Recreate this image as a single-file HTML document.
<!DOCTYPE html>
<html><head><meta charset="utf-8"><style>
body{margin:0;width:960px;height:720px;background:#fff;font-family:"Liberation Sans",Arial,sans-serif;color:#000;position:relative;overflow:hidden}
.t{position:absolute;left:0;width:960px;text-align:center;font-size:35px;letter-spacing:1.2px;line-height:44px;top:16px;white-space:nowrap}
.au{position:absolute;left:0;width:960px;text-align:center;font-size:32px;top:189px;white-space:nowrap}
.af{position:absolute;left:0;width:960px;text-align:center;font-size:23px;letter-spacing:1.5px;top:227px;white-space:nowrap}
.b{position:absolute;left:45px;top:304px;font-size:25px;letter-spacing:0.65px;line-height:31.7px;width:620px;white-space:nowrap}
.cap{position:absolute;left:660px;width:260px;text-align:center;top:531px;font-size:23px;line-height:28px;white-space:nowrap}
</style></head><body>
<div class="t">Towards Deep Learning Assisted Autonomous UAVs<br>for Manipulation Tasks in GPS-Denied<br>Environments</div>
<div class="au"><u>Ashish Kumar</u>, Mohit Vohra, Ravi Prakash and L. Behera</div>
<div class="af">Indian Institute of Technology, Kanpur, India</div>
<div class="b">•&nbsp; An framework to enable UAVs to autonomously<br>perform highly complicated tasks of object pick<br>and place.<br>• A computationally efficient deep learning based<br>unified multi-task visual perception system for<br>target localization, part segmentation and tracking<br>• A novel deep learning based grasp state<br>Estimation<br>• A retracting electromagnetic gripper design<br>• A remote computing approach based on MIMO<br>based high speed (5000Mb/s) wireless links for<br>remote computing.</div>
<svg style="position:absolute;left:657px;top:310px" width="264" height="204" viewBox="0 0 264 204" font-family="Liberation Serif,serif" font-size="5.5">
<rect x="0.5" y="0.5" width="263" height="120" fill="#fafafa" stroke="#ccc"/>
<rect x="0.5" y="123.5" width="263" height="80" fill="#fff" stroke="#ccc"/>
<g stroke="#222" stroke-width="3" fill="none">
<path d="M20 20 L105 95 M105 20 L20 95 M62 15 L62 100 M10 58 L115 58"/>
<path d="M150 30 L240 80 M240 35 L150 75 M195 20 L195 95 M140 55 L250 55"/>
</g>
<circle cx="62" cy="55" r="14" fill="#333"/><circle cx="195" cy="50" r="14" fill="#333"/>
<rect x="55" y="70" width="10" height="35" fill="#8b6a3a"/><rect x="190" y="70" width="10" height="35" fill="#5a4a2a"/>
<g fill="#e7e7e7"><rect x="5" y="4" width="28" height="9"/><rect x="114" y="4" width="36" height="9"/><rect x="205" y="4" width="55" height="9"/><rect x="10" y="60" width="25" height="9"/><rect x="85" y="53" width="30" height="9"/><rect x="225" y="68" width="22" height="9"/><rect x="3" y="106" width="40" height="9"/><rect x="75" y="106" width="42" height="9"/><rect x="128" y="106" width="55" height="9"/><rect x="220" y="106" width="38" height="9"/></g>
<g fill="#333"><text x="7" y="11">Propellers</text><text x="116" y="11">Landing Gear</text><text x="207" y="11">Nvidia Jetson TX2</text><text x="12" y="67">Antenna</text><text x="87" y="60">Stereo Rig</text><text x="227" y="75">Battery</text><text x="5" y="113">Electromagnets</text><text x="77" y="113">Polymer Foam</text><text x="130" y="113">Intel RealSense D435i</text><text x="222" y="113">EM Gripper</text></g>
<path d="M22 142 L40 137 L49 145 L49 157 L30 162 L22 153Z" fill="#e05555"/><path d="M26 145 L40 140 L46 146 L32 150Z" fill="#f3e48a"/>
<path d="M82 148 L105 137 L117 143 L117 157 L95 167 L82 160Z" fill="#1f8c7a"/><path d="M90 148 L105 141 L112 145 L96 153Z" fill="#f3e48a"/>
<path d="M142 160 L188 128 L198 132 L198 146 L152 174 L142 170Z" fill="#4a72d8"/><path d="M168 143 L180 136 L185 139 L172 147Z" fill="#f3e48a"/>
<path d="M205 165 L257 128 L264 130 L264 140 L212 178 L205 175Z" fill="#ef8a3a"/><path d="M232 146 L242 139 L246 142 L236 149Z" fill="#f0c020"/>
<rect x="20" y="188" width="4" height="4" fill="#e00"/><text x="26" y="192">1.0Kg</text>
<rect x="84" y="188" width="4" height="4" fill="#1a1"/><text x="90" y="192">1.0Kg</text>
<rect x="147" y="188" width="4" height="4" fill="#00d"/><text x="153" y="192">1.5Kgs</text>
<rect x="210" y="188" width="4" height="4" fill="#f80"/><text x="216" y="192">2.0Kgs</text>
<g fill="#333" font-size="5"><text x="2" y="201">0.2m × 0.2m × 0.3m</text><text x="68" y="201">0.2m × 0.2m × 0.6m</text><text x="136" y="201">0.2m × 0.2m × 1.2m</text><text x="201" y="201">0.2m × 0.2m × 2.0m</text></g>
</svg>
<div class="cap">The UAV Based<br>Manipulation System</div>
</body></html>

* * * * * * * * *

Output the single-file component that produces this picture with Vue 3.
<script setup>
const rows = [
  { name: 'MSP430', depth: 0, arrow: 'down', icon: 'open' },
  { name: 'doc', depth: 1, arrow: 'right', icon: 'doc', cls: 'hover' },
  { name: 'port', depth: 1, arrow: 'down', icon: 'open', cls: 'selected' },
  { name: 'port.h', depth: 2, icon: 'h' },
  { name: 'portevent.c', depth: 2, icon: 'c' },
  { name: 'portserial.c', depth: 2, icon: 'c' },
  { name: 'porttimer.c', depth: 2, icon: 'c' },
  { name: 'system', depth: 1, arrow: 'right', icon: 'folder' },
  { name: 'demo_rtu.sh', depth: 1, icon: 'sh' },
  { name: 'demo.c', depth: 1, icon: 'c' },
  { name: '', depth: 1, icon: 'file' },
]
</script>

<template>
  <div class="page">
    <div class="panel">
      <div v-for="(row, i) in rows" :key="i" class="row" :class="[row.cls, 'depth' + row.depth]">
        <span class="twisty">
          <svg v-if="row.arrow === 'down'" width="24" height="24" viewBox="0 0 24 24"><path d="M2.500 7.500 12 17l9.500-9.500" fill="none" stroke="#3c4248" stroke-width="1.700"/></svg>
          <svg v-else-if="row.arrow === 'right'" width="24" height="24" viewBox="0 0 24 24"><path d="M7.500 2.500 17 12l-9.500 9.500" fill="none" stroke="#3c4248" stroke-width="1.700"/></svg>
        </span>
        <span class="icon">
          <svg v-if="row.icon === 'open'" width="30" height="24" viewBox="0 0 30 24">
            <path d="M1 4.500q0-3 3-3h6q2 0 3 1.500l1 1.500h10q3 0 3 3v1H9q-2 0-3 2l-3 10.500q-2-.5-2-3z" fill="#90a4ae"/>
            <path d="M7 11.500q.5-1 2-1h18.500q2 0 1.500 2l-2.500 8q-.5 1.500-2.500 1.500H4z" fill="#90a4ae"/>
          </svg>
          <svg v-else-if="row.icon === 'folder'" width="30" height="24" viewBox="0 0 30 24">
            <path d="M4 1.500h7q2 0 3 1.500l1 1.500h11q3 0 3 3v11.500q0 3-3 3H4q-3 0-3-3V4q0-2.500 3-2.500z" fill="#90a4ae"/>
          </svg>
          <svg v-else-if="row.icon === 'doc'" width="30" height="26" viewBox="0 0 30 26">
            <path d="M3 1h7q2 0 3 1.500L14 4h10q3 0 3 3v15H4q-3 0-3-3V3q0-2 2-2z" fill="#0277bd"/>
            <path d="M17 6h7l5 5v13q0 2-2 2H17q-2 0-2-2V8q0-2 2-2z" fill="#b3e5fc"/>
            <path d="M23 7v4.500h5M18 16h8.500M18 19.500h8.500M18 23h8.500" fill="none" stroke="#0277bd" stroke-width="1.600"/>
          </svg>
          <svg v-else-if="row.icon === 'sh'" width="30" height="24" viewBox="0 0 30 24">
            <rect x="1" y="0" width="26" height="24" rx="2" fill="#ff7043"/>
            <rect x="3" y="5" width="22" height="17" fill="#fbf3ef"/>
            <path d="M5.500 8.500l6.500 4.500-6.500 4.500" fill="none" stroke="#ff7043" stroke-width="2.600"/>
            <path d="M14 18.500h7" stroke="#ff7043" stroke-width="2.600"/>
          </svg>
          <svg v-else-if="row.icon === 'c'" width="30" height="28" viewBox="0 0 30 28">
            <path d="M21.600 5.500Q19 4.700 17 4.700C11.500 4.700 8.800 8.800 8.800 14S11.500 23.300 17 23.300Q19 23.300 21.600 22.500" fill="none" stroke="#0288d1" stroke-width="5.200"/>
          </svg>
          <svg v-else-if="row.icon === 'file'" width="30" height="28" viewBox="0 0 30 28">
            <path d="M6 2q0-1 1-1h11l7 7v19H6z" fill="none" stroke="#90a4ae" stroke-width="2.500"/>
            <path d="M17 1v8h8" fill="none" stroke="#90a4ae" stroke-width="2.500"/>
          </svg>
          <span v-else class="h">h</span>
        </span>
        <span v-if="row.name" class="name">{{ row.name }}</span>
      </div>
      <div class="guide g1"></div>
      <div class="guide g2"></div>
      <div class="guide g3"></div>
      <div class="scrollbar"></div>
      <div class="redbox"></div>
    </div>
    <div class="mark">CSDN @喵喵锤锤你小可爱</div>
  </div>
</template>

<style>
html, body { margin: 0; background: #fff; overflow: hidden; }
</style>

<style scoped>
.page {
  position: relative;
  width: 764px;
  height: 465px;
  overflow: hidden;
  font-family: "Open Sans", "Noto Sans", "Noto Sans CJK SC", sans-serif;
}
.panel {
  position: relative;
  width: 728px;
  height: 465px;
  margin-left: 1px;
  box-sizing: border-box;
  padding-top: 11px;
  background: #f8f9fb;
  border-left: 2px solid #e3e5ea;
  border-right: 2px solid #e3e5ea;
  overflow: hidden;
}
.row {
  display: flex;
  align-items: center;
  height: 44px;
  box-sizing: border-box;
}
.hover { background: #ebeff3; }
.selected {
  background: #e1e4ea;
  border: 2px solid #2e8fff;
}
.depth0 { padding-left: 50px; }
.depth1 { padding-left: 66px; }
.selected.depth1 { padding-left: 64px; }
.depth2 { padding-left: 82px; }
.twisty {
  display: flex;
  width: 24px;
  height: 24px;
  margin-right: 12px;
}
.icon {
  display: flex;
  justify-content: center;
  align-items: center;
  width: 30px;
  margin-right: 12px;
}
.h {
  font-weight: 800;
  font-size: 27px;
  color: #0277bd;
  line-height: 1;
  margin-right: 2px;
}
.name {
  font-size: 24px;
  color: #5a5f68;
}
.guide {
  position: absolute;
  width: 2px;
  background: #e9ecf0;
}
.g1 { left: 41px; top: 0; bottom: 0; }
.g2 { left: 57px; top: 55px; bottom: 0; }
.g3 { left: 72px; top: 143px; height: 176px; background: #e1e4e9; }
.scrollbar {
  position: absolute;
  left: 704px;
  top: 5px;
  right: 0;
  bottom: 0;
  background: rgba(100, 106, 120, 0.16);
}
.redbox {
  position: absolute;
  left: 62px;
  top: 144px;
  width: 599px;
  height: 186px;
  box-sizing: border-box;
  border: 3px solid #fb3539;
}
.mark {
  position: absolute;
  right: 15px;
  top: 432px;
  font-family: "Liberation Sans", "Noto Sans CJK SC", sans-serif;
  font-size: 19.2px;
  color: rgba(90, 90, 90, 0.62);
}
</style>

* * * * * * * * *

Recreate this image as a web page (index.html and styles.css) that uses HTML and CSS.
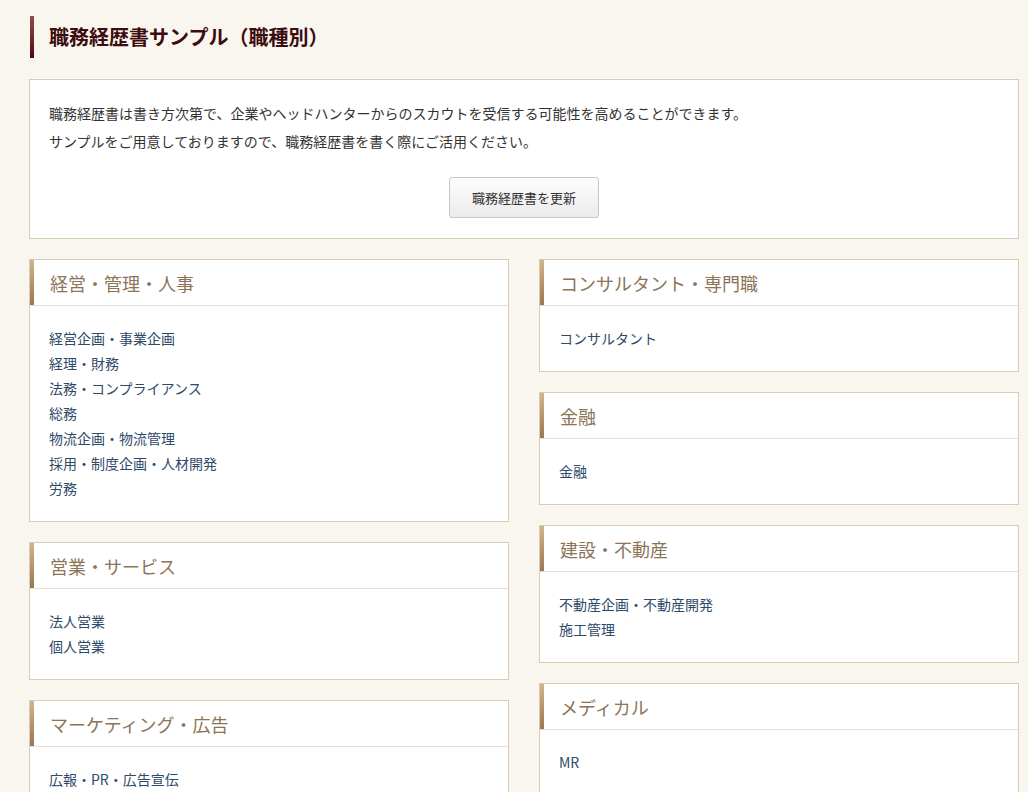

* * * * * * * * *

# Required work
Read through the entries and copy every line that includes "this".

# Result
Recreate this image as a single-file HTML document.
Output the single-file component that produces this picture with Vue 3.
Recreate this image as a web page (index.html and styles.css) that uses HTML and CSS.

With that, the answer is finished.